[Dataset rows]

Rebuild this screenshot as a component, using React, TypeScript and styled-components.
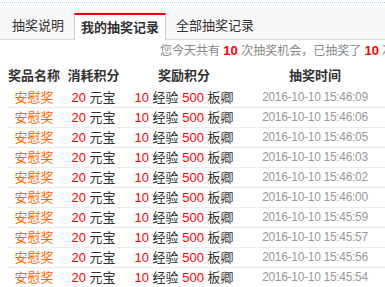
import React from 'react';
import styled, { createGlobalStyle } from 'styled-components';

const GlobalStyle = createGlobalStyle`
  html, body {
    margin: 0;
    padding: 0;
    background: #ffffff;
    overflow: hidden;
  }
  body {
    font-family: "Liberation Sans", Arial, "Noto Sans CJK SC", sans-serif;
    color: #333333;
  }
`;

const Page = styled.div`
  width: 385px;
  height: 287px;
  padding-top: 2px;
  box-sizing: border-box;
  overflow: hidden;
`;

const DottedLine = styled.div`
  border-top: 1px dotted #a8cff0;
  margin-bottom: 5px;
`;

const TabBar = styled.div`
  display: flex;
  align-items: flex-end;
  height: 31px;
  padding-left: 2px;
  background: #f7f7f7;
  border-bottom: 1px solid #dddddd;
`;

const Tab = styled.div<{ $active?: boolean }>`
  height: ${({ $active }) => ($active ? '25px' : '26px')};
  line-height: ${({ $active }) => ($active ? '25px' : '26px')};
  padding: ${({ $active }) => ($active ? '0 6px' : '0 10px')};
  font-size: 13px;
  white-space: nowrap;
  color: #333333;
  font-weight: ${({ $active }) => ($active ? 700 : 400)};
  background: ${({ $active }) => ($active ? '#ffffff' : 'transparent')};
  border-top: ${({ $active }) => ($active ? '2px solid #ee0000' : 'none')};
  border-left: ${({ $active }) => ($active ? '1px solid #d0d0d0' : 'none')};
  border-right: ${({ $active }) => ($active ? '1px solid #d0d0d0' : 'none')};
  margin-bottom: ${({ $active }) => ($active ? '-1px' : '0')};
`;

const InfoLine = styled.div`
  height: 20px;
  line-height: 20px;
  margin-top: 1px;
  padding-left: 160px;
  font-size: 12px;
  color: #888888;
  white-space: nowrap;
`;

const InfoNum = styled.b`
  color: #ff0000;
  font-size: 13px;
  font-weight: 700;
`;

const Table = styled.div`
  margin-left: 7px;
  width: 381px;
`;

const Row = styled.div<{ $head?: boolean }>`
  display: grid;
  grid-template-columns: 54px 65px 116px 146px;
  height: ${({ $head }) => ($head ? '22px' : '19px')};
  line-height: ${({ $head }) => ($head ? '22px' : '19px')};
  padding-top: ${({ $head }) => ($head ? '4px' : '0')};
  border-bottom: 1px solid ${({ $head }) => ($head ? 'transparent' : '#ececec')};
  font-size: 13px;
  font-weight: ${({ $head }) => ($head ? 700 : 400)};
  color: #333333;
`;

const Cell = styled.div`
  text-align: center;
  white-space: nowrap;
`;

const Prize = styled(Cell)`
  color: #ff6600;
`;

const Num = styled.span`
  color: #ff0000;
`;

const Time = styled(Cell)`
  color: #999999;
  font-size: 12px;
  letter-spacing: -0.3px;
`;

const times = [
  '2016-10-10 15:46:09',
  '2016-10-10 15:46:06',
  '2016-10-10 15:46:05',
  '2016-10-10 15:46:03',
  '2016-10-10 15:46:02',
  '2016-10-10 15:46:00',
  '2016-10-10 15:45:59',
  '2016-10-10 15:45:57',
  '2016-10-10 15:45:56',
  '2016-10-10 15:45:54',
];

const App: React.FC = () => (
  <>
    <GlobalStyle />
    <Page>
      <DottedLine />
      <TabBar>
        <Tab>抽奖说明</Tab>
        <Tab $active>我的抽奖记录</Tab>
        <Tab>全部抽奖记录</Tab>
      </TabBar>
      <InfoLine>
        您今天共有 <InfoNum>10</InfoNum> 次抽奖机会，已抽奖了 <InfoNum>10</InfoNum> 次
      </InfoLine>
      <Table>
        <Row $head>
          <Cell>奖品名称</Cell>
          <Cell>消耗积分</Cell>
          <Cell>奖励积分</Cell>
          <Cell>抽奖时间</Cell>
        </Row>
        {times.map((t) => (
          <Row key={t}>
            <Prize>安慰奖</Prize>
            <Cell>
              <Num>20</Num> 元宝
            </Cell>
            <Cell>
              <Num>10</Num> 经验 <Num>500</Num> 板卿
            </Cell>
            <Time>{t}</Time>
          </Row>
        ))}
      </Table>
    </Page>
  </>
);

export default App;
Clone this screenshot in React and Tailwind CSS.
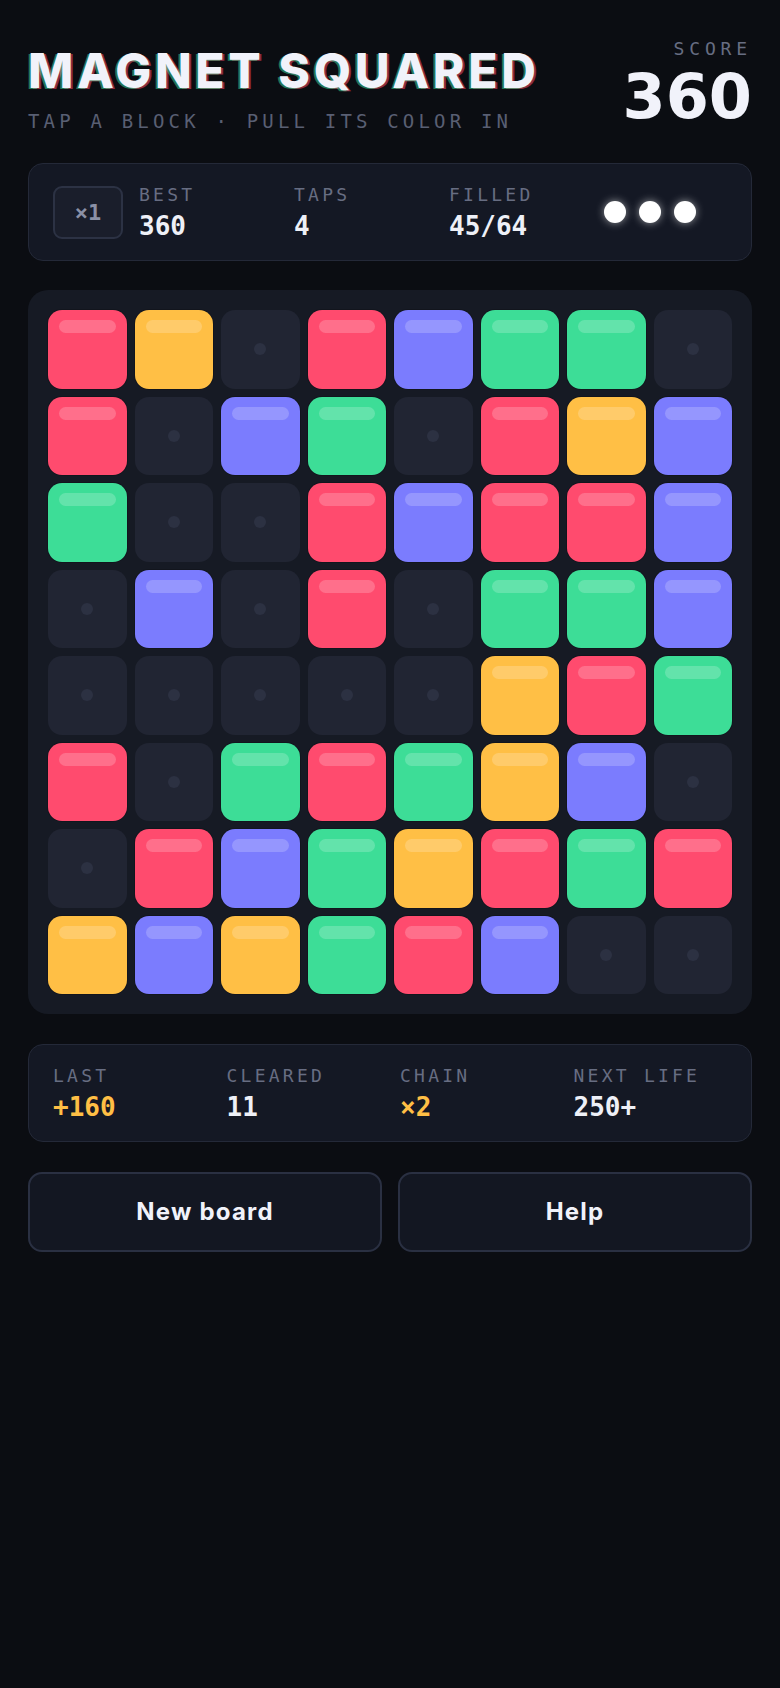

_What this task involves_:
Reproduce all the entries that precede this task, word for word, minus any pictures.

_Answer_:
Rebuild this screenshot as a component, using React, TypeScript and styled-components.
import React from 'react';
import styled, { createGlobalStyle } from 'styled-components';

const GlobalStyle = createGlobalStyle`
  html, body {
    margin: 0;
    padding: 0;
    background: #ffffff;
    overflow: hidden;
  }
  body {
    font-family: "Liberation Sans", Arial, "Noto Sans CJK SC", sans-serif;
    color: #333333;
  }
`;

const Page = styled.div`
  width: 385px;
  height: 287px;
  padding-top: 2px;
  box-sizing: border-box;
  overflow: hidden;
`;

const DottedLine = styled.div`
  border-top: 1px dotted #a8cff0;
  margin-bottom: 5px;
`;

const TabBar = styled.div`
  display: flex;
  align-items: flex-end;
  height: 31px;
  padding-left: 2px;
  background: #f7f7f7;
  border-bottom: 1px solid #dddddd;
`;

const Tab = styled.div<{ $active?: boolean }>`
  height: ${({ $active }) => ($active ? '25px' : '26px')};
  line-height: ${({ $active }) => ($active ? '25px' : '26px')};
  padding: ${({ $active }) => ($active ? '0 6px' : '0 10px')};
  font-size: 13px;
  white-space: nowrap;
  color: #333333;
  font-weight: ${({ $active }) => ($active ? 700 : 400)};
  background: ${({ $active }) => ($active ? '#ffffff' : 'transparent')};
  border-top: ${({ $active }) => ($active ? '2px solid #ee0000' : 'none')};
  border-left: ${({ $active }) => ($active ? '1px solid #d0d0d0' : 'none')};
  border-right: ${({ $active }) => ($active ? '1px solid #d0d0d0' : 'none')};
  margin-bottom: ${({ $active }) => ($active ? '-1px' : '0')};
`;

const InfoLine = styled.div`
  height: 20px;
  line-height: 20px;
  margin-top: 1px;
  padding-left: 160px;
  font-size: 12px;
  color: #888888;
  white-space: nowrap;
`;

const InfoNum = styled.b`
  color: #ff0000;
  font-size: 13px;
  font-weight: 700;
`;

const Table = styled.div`
  margin-left: 7px;
  width: 381px;
`;

const Row = styled.div<{ $head?: boolean }>`
  display: grid;
  grid-template-columns: 54px 65px 116px 146px;
  height: ${({ $head }) => ($head ? '22px' : '19px')};
  line-height: ${({ $head }) => ($head ? '22px' : '19px')};
  padding-top: ${({ $head }) => ($head ? '4px' : '0')};
  border-bottom: 1px solid ${({ $head }) => ($head ? 'transparent' : '#ececec')};
  font-size: 13px;
  font-weight: ${({ $head }) => ($head ? 700 : 400)};
  color: #333333;
`;

const Cell = styled.div`
  text-align: center;
  white-space: nowrap;
`;

const Prize = styled(Cell)`
  color: #ff6600;
`;

const Num = styled.span`
  color: #ff0000;
`;

const Time = styled(Cell)`
  color: #999999;
  font-size: 12px;
  letter-spacing: -0.3px;
`;

const times = [
  '2016-10-10 15:46:09',
  '2016-10-10 15:46:06',
  '2016-10-10 15:46:05',
  '2016-10-10 15:46:03',
  '2016-10-10 15:46:02',
  '2016-10-10 15:46:00',
  '2016-10-10 15:45:59',
  '2016-10-10 15:45:57',
  '2016-10-10 15:45:56',
  '2016-10-10 15:45:54',
];

const App: React.FC = () => (
  <>
    <GlobalStyle />
    <Page>
      <DottedLine />
      <TabBar>
        <Tab>抽奖说明</Tab>
        <Tab $active>我的抽奖记录</Tab>
        <Tab>全部抽奖记录</Tab>
      </TabBar>
      <InfoLine>
        您今天共有 <InfoNum>10</InfoNum> 次抽奖机会，已抽奖了 <InfoNum>10</InfoNum> 次
      </InfoLine>
      <Table>
        <Row $head>
          <Cell>奖品名称</Cell>
          <Cell>消耗积分</Cell>
          <Cell>奖励积分</Cell>
          <Cell>抽奖时间</Cell>
        </Row>
        {times.map((t) => (
          <Row key={t}>
            <Prize>安慰奖</Prize>
            <Cell>
              <Num>20</Num> 元宝
            </Cell>
            <Cell>
              <Num>10</Num> 经验 <Num>500</Num> 板卿
            </Cell>
            <Time>{t}</Time>
          </Row>
        ))}
      </Table>
    </Page>
  </>
);

export default App;
Clone this screenshot in React and Tailwind CSS.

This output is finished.